[Pages as source code]

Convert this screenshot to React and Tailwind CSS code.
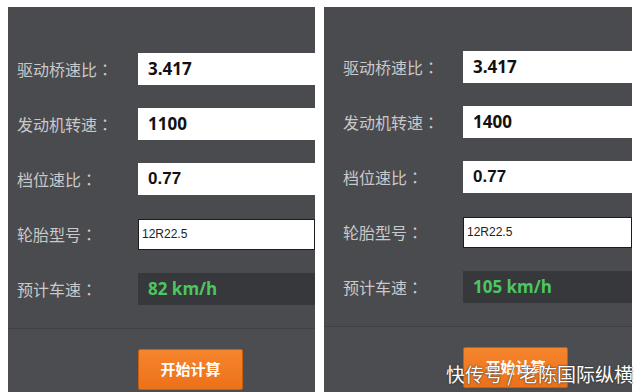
import React from "react";

const cjk = "font-['Noto_Sans_CJK_SC','Noto_Sans',sans-serif]";
const colonFont = "font-['Noto_Sans_CJK_TC','Noto_Sans',sans-serif]";
const num = "font-['Open_Sans','Noto_Sans',sans-serif]";
const arial = "font-['Liberation_Sans',Arial,sans-serif]";

function Row({ label, labelW, children }) {
  return (
    <div className="flex h-8 items-center">
      <div className={`shrink-0 text-[16px] leading-none text-[#c9c9c9] ${cjk} ${labelW}`}>
        {label}
        <span className={colonFont}>：</span>
      </div>
      {children}
    </div>
  );
}

function ValueBox({ children, font }) {
  return (
    <div className={`flex h-8 flex-1 items-center bg-white pl-[10px] text-[17px] font-bold text-[#111] ${font}`}>
      {children}
    </div>
  );
}

function Panel({ values, result, className, padL, labelW, btnPad }) {
  return (
    <div className={`flex h-[385px] flex-col bg-[#4a4b4f] ${className}`}>
      <div className={`flex flex-col gap-[23px] ${padL}`}>
        <Row label="驱动桥速比" labelW={labelW}>
          <ValueBox font={num}>{values[0]}</ValueBox>
        </Row>
        <Row label="发动机转速" labelW={labelW}>
          <ValueBox font={num}>{values[1]}</ValueBox>
        </Row>
        <Row label="档位速比" labelW={labelW}>
          <ValueBox font={arial}>{values[2]}</ValueBox>
        </Row>
        <Row label="轮胎型号" labelW={labelW}>
          <div className={`flex h-[31px] flex-1 items-center border border-[#1c1c1c] bg-white pl-[3px] text-[12px] text-[#222] ${arial}`}>
            {values[3]}
          </div>
        </Row>
        <Row label="预计车速" labelW={labelW}>
          <div className={`flex h-8 flex-1 items-center bg-[#36383b] pl-[10px] text-[17px] font-bold text-[#4cc65e] ${num}`}>
            {result}
          </div>
        </Row>
      </div>
      <div className="mt-[23px] h-px bg-[#404144]" />
      <div className={`flex flex-1 bg-[#4c4d51] pt-[20px] ${btnPad}`}>
        <div
          className={`flex h-[41px] w-[105px] items-center justify-center rounded-[2px] border border-[#c85e12] bg-gradient-to-b from-[#f5852c] to-[#ec7119] text-[15px] font-bold text-white ${cjk}`}
        >
          开始计算
        </div>
      </div>
    </div>
  );
}

export default function App() {
  return (
    <div className="relative h-[392px] w-[640px] overflow-hidden bg-white">
      <div className="flex gap-[9px] pl-[8px] pt-[7px]">
        <Panel
          className="w-[307px] pt-[46px]"
          padL="pl-[9px]"
          labelW="w-[121px]"
          btnPad="pl-[130px]"
          values={["3.417", "1100", "0.77", "12R22.5"]}
          result="82 km/h"
        />
        <Panel
          className="w-[308px] pt-[44px]"
          padL="pl-[19px]"
          labelW="w-[120px]"
          btnPad="pl-[139px]"
          values={["3.417", "1400", "0.77", "12R22.5"]}
          result="105 km/h"
        />
      </div>
      <div
        className={`absolute left-[446px] top-[364px] text-[19px] leading-none text-white [text-shadow:0_0_2px_#333,0_0_1px_#333] ${cjk}`}
      >
        快传号 / 老陈国际纵横
      </div>
    </div>
  );
}
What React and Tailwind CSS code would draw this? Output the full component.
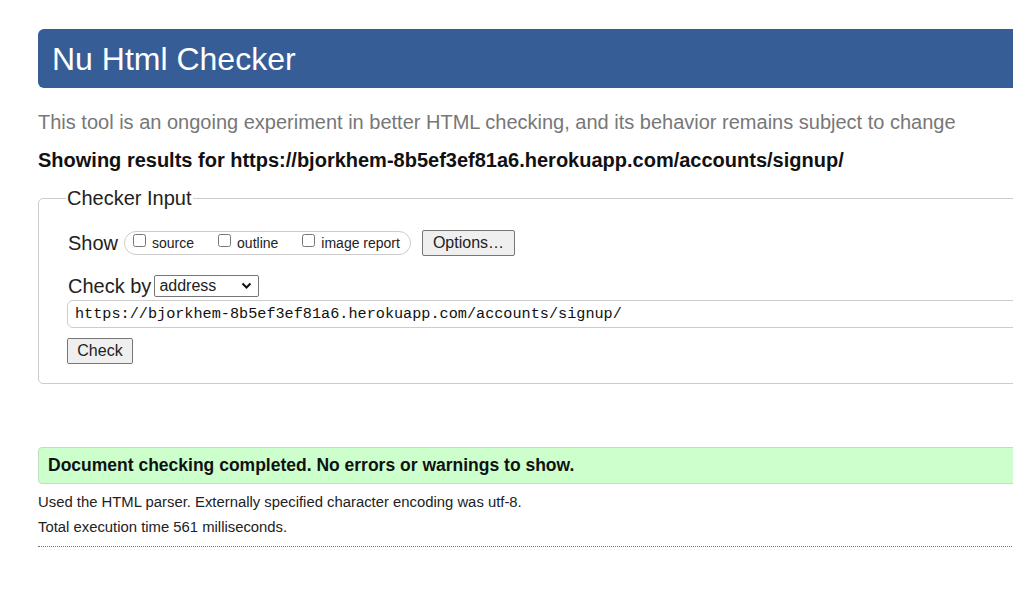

_TASK TO COMPLETE_
Using the material above, set down every line exactly, but skip the pictures.

_ANSWER TO THE TASK_
Convert this screenshot to React and Tailwind CSS code.
import React from "react";

const cjk = "font-['Noto_Sans_CJK_SC','Noto_Sans',sans-serif]";
const colonFont = "font-['Noto_Sans_CJK_TC','Noto_Sans',sans-serif]";
const num = "font-['Open_Sans','Noto_Sans',sans-serif]";
const arial = "font-['Liberation_Sans',Arial,sans-serif]";

function Row({ label, labelW, children }) {
  return (
    <div className="flex h-8 items-center">
      <div className={`shrink-0 text-[16px] leading-none text-[#c9c9c9] ${cjk} ${labelW}`}>
        {label}
        <span className={colonFont}>：</span>
      </div>
      {children}
    </div>
  );
}

function ValueBox({ children, font }) {
  return (
    <div className={`flex h-8 flex-1 items-center bg-white pl-[10px] text-[17px] font-bold text-[#111] ${font}`}>
      {children}
    </div>
  );
}

function Panel({ values, result, className, padL, labelW, btnPad }) {
  return (
    <div className={`flex h-[385px] flex-col bg-[#4a4b4f] ${className}`}>
      <div className={`flex flex-col gap-[23px] ${padL}`}>
        <Row label="驱动桥速比" labelW={labelW}>
          <ValueBox font={num}>{values[0]}</ValueBox>
        </Row>
        <Row label="发动机转速" labelW={labelW}>
          <ValueBox font={num}>{values[1]}</ValueBox>
        </Row>
        <Row label="档位速比" labelW={labelW}>
          <ValueBox font={arial}>{values[2]}</ValueBox>
        </Row>
        <Row label="轮胎型号" labelW={labelW}>
          <div className={`flex h-[31px] flex-1 items-center border border-[#1c1c1c] bg-white pl-[3px] text-[12px] text-[#222] ${arial}`}>
            {values[3]}
          </div>
        </Row>
        <Row label="预计车速" labelW={labelW}>
          <div className={`flex h-8 flex-1 items-center bg-[#36383b] pl-[10px] text-[17px] font-bold text-[#4cc65e] ${num}`}>
            {result}
          </div>
        </Row>
      </div>
      <div className="mt-[23px] h-px bg-[#404144]" />
      <div className={`flex flex-1 bg-[#4c4d51] pt-[20px] ${btnPad}`}>
        <div
          className={`flex h-[41px] w-[105px] items-center justify-center rounded-[2px] border border-[#c85e12] bg-gradient-to-b from-[#f5852c] to-[#ec7119] text-[15px] font-bold text-white ${cjk}`}
        >
          开始计算
        </div>
      </div>
    </div>
  );
}

export default function App() {
  return (
    <div className="relative h-[392px] w-[640px] overflow-hidden bg-white">
      <div className="flex gap-[9px] pl-[8px] pt-[7px]">
        <Panel
          className="w-[307px] pt-[46px]"
          padL="pl-[9px]"
          labelW="w-[121px]"
          btnPad="pl-[130px]"
          values={["3.417", "1100", "0.77", "12R22.5"]}
          result="82 km/h"
        />
        <Panel
          className="w-[308px] pt-[44px]"
          padL="pl-[19px]"
          labelW="w-[120px]"
          btnPad="pl-[139px]"
          values={["3.417", "1400", "0.77", "12R22.5"]}
          result="105 km/h"
        />
      </div>
      <div
        className={`absolute left-[446px] top-[364px] text-[19px] leading-none text-white [text-shadow:0_0_2px_#333,0_0_1px_#333] ${cjk}`}
      >
        快传号 / 老陈国际纵横
      </div>
    </div>
  );
}
What React and Tailwind CSS code would draw this? Output the full component.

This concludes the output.